2. Next, admit your mistakes atau mengakui kesalahan yang sudah diperbuat. Ini penting loh, jangan sampe udah minta maaf tapi malah gatau ngucapin maaf buat apa. Bisa gawat, besok mungkin malah mengulang kesalahan yang sama dan itu-itu terus. Cape' deh! Saat mengakui kesalahan jangan sampai malah merasa ga bersalah. What the hell!😈 Nyebelin banget ga sih orang yang begituan, udah tau salah eh malah berkilah. Lebih parah lagi, malah menyalahkan kita atau orang lain yang berbuat salah. Hmm.. *mikirberat
3. Tanyakan apa yang harus dilakukan untuk memperbaiki kesalahan yang sudah diperbuat. Ini juga ga kalah penting loh. Balik lagi ke poin 1, maaf aja ga cukup. Coba tanyakan apa yang harus kita lakukan agar kita dimaafkan. Mungkin dia pengen ditraktir bakso Boedjangan. Wkwkwk. Suasana pasti bisa jadi cair deh.. Pada tahap ini, kebanyakan orang yang telah kita sakiti akan mengatakan "Iya, ke depannya, kamu jangan mengulangi kesalahan yang sama ya", atau "Iya, tobat ya jangan ngulang hal yang sama", atau "iya, aku maafin. jangan sampe terulang untuk yang ke dua atau ke tiga kalinya ya, plus traktir aku nonton dan makan ya. ehhehe". Kalau sudah begini pasti jadi akur.
4. Jangan malu mengakui kesalahan.
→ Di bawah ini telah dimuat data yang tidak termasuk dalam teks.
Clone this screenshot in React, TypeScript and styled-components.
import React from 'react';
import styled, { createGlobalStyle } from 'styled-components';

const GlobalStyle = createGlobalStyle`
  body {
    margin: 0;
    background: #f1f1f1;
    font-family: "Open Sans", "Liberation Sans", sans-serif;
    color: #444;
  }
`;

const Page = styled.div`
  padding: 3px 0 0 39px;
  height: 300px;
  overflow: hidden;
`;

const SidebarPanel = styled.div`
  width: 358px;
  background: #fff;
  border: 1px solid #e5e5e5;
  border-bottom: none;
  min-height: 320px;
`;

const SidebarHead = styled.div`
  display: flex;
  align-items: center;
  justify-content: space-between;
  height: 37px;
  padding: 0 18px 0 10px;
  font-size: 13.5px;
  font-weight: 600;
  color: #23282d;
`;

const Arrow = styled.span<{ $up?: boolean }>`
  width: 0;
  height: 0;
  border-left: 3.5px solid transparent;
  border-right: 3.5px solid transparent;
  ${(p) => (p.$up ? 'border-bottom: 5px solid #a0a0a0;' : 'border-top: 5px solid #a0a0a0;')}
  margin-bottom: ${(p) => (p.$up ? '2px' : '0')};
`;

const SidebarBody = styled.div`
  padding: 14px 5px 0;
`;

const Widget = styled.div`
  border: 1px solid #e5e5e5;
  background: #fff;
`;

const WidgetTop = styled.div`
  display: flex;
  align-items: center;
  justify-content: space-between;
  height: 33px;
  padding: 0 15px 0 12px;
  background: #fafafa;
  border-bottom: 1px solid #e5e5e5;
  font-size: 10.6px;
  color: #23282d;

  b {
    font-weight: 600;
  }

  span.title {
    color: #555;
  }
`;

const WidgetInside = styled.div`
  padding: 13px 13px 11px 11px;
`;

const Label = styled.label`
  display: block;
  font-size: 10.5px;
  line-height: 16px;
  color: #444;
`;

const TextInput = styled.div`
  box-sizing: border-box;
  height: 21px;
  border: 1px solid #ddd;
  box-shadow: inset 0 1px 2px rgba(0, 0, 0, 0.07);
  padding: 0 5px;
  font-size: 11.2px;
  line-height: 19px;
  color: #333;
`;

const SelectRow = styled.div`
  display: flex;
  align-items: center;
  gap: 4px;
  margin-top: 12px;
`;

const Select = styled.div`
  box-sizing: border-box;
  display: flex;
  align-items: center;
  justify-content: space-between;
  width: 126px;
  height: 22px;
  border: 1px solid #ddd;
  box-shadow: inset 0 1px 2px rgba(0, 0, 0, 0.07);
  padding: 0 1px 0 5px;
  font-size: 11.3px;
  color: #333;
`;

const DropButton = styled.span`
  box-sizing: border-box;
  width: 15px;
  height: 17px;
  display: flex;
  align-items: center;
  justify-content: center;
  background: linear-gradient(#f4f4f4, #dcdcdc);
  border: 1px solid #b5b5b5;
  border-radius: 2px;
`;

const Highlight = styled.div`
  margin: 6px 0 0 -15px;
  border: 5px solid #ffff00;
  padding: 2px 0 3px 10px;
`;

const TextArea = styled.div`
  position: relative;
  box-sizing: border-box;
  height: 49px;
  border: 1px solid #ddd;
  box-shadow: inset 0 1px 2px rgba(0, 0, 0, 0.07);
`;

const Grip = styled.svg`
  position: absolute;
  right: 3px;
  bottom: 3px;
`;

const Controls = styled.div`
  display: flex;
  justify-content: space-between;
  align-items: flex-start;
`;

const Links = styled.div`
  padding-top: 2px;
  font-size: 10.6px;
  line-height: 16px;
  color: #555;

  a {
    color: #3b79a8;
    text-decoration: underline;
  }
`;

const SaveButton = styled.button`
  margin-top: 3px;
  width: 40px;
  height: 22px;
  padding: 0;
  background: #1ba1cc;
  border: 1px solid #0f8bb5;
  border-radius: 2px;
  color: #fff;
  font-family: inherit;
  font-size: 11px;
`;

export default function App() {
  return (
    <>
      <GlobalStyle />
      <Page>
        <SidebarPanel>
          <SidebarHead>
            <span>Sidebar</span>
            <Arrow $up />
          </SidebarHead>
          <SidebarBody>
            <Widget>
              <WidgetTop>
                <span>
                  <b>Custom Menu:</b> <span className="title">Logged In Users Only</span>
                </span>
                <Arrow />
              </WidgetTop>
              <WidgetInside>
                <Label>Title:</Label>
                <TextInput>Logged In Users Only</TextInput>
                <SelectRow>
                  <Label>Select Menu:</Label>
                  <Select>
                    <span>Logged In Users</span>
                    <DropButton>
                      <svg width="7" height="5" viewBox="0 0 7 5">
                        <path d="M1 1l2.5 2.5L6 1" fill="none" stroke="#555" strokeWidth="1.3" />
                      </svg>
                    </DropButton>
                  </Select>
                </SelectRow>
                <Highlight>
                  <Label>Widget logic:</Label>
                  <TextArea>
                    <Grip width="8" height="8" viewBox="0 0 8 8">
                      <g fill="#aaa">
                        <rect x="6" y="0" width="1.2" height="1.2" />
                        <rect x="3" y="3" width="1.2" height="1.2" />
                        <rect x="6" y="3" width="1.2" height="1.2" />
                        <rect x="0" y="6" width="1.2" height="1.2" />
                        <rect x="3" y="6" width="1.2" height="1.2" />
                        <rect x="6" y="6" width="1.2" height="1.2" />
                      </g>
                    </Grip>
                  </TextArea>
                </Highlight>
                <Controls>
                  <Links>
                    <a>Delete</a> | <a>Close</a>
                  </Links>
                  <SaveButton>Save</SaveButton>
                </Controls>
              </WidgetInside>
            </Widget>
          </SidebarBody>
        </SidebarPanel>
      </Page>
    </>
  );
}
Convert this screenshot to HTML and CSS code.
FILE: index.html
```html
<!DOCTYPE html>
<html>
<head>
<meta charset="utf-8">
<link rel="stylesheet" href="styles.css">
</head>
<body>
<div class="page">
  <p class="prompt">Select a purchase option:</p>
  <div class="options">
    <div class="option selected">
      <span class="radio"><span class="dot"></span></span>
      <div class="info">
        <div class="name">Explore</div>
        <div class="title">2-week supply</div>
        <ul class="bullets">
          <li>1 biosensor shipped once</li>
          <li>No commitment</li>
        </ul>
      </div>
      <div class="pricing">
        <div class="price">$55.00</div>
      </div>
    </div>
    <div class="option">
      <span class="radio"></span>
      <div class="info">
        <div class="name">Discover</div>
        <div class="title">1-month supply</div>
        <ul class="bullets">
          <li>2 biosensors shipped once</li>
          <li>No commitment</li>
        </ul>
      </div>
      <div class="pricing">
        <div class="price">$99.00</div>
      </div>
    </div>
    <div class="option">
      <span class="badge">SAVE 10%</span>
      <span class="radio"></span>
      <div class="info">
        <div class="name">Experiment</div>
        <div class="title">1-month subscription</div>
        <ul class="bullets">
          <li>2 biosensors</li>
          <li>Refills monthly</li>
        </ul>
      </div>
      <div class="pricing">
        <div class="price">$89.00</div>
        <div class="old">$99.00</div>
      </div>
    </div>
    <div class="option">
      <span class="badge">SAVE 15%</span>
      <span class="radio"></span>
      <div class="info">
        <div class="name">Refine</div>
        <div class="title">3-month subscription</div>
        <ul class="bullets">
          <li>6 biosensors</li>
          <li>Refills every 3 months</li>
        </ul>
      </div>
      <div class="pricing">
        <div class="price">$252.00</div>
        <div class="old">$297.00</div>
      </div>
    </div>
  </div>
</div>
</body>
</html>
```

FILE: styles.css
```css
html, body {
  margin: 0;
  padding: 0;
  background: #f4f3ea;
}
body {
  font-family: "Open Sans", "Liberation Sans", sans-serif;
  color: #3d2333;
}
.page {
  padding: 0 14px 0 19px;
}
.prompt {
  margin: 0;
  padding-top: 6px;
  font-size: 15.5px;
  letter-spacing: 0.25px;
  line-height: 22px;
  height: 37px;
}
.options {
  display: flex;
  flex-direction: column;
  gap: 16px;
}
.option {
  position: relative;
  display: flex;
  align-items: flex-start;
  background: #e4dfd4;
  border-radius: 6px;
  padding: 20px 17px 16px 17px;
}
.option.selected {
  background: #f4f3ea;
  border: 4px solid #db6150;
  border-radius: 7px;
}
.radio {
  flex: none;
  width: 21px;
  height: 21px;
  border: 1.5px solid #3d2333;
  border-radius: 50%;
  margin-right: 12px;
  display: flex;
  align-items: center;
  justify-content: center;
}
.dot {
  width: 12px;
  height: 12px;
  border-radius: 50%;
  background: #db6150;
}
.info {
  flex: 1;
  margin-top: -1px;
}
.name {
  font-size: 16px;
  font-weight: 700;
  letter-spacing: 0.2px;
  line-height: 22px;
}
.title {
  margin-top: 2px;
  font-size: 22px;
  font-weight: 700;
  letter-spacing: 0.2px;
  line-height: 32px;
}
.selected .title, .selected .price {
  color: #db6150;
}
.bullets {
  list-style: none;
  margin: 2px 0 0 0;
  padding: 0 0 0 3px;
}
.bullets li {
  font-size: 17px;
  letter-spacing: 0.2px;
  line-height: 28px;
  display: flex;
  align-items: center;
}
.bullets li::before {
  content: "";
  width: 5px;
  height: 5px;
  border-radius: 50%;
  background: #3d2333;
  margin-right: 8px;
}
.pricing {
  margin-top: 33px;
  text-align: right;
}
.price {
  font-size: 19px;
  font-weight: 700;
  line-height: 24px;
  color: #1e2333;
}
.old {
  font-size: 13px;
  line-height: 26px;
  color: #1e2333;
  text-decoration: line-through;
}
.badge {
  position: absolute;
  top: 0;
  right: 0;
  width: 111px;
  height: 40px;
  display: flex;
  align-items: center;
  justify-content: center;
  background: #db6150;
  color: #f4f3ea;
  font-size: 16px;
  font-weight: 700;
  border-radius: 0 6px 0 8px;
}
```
Poin ini diinget ya, jangan malu mengakui kesalahan dan sebagai tambahan membujuk rayu orang yang sudah kita sakiti hatinya. Karena kuncinya, orang yang sakit hati kalau udah dirayu dengan manis pake gulali pasti langsung luluh. Iya, dia cuma mau yang berbuat salah itu ngaku. So simple. Tapi kebanyakan kita merajakan 'ego'. Beuh! kebanyakan sih cowok kali ya, mungkin karena udah nyadar kalau mereka punya hak dan derajat yang lebih tinggi dari cewek. Tapi, kalau namanya udah salah. Ya, emang ada yang salah gitu kalau cowok mengakui kesalahannya dan membujuk rayu pada orang yang disakitinya (note: dalam arti agar suasana menjadi baik, bukan merayu gombal ya. Lol) ?
5. Berjanji tidak mengulangi kesalahan. Setelah meminta maaf jangan lupa pula untuk berjanji tidak akan mengulangi kesalahan yang sama. Percuma mengucapkan "maaf" tapi malah eh besoknya melakukan lagi kesalahan yang sama pula. Duh, duh.. jadi ucapan maaf kemarin maknanya apa? Kalau begitu enak banget dong ya, habis ucapin maaf, eh berbuat lagi kesalahan yang sama. Begitu aja terus sampai kiamar. Weleh weleh.. Jadi baiknya itu adalah setelah meminta maaf berjanjilah untuk tidak mengulangi kesalahan yang sama. 

Noted: Jangan menyulut api, bahaya loh! Semoga bermanfaat.